4 replies on “Myoken (shinai-bag)”
Great post. I believe I may have made a kendo dojo webpage around the same time as well. I was in the Chicago Kendo Dojo from 1992-1998 and created a free site hosted by the now defunct geocities. It was so old in fact that the domain was called “geopages”, though the way back machine has no record of it. The URL was http://www.geopages.com/tokyo3080. At the time we only had Kim Taylor’s Iaido-L listserv mailing list to exchange kendo and other sword arts. One funny tidbit: I used a very new software called “photoshop” to create a graphic of two kenshi in tsubazereai with a blurred background for fun and that was largely saved and reused by other websites and is still circulating today lol.
Hey John. Really? That’s awesome! Of course, there is no record of my page either … at least, not that I know of. I think I started seeing Iaido listserv stuff from around 97 or so .. when I started Iaido.
Good that some of us old hands are still around !!!

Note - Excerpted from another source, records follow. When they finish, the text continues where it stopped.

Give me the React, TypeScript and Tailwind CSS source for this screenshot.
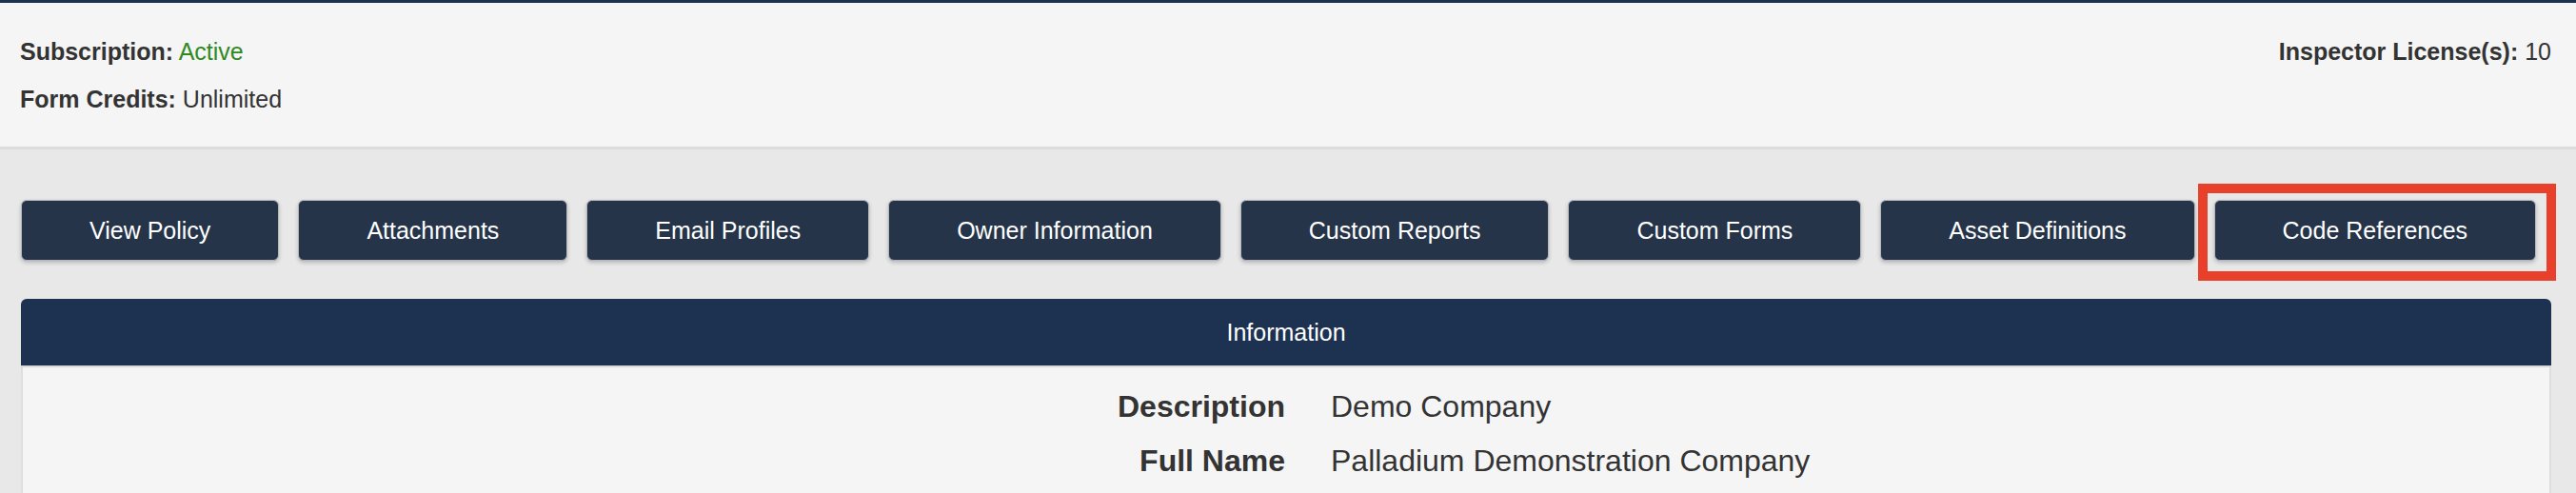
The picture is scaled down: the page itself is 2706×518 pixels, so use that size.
const buttons = [
  'View Policy',
  'Attachments',
  'Email Profiles',
  'Owner Information',
  'Custom Reports',
  'Custom Forms',
  'Asset Definitions',
  'Code References',
];

const info = [
  { label: 'Description', value: 'Demo Company' },
  { label: 'Full Name', value: 'Palladium Demonstration Company' },
];

export default function App() {
  return (
    <div className="w-[2706px] min-h-[518px] bg-[#e8e8e8] text-[#333] font-['Liberation_Sans',Arial,sans-serif]">
      <div className="h-[3px] bg-[#1d3250]" />

      {/* account summary */}
      <div className="flex justify-between bg-[#f5f5f5] border-b-[3px] border-[#dcdcdc] pl-[21px] pr-[26px] pt-[33px] pb-[32px] text-[25px] leading-[36px]">
        <div className="flex flex-col gap-[14px]">
          <p>
            <span className="font-bold">Subscription:</span>{' '}
            <span className="text-[#2f8a1f]">Active</span>
          </p>
          <p>
            <span className="font-bold">Form Credits:</span> Unlimited
          </p>
        </div>
        <p>
          <span className="font-bold">Inspector License(s):</span> 10
        </p>
      </div>

      {/* actions */}
      <div className="flex gap-[20px] pl-[22px] pr-[26px] pt-[53px]">
        {buttons.map(name => (
          <div key={name} className="relative">
            <button className="h-[64px] px-[71px] rounded-[6px] border border-[#b4b8bd] bg-[#253449] text-white text-[25px] leading-none shadow-[0_2px_4px_rgba(0,0,0,0.22)]">
              {name}
            </button>
            {name === 'Code References' && (
              <div className="pointer-events-none absolute -left-[17px] -top-[17px] -right-[21px] -bottom-[21px] border-[10px] border-[#e8402a]" />
            )}
          </div>
        ))}
      </div>

      {/* information panel */}
      <div className="ml-[22px] mr-[26px] mt-[40px]">
        <div className="h-[72px] pt-[2px] flex items-center justify-center rounded-t-[6px] bg-[#1d3250] text-white text-[25px] border-b-2 border-[#d9d9d9]">
          Information
        </div>
        <div className="bg-[#f5f5f5] border-x-2 border-[#dedede] pt-[13px] pb-[20px] text-[32px] leading-[57px]">
          {info.map(row => (
            <div key={row.label} className="grid grid-cols-2">
              <div className="text-right font-bold pr-[1px]">{row.label}</div>
              <div className="pl-[47px]">{row.value}</div>
            </div>
          ))}
        </div>
      </div>
    </div>
  );
}
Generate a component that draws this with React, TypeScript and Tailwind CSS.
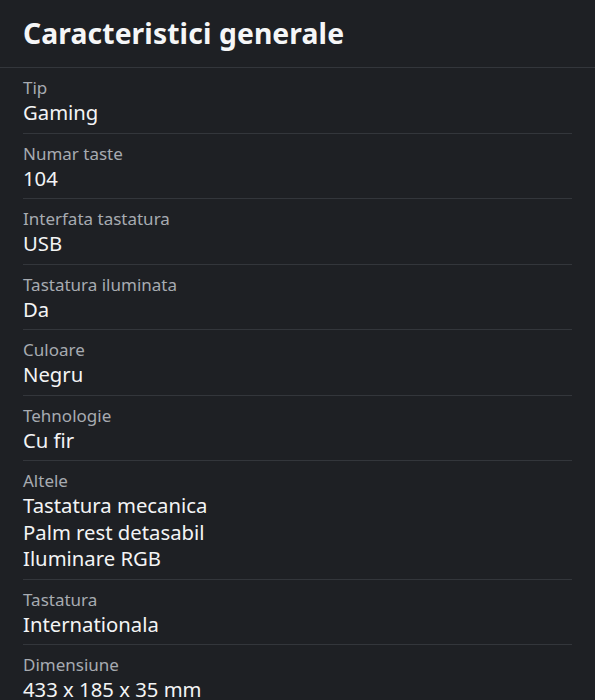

Great post. Old Linux user and website enthusiast of the same age here. It’s my bad, but I didn’t know that you were associated with and headed the Edinburgh Kendo Club. I’d probably not have met you then, but I briefly considered joining the EKC in 2014, when I was working at the University of St Andrews.
Edinburgh is my home stomping ground.
There was a club in St Andrews for a number of years … I believe one just re-started recently.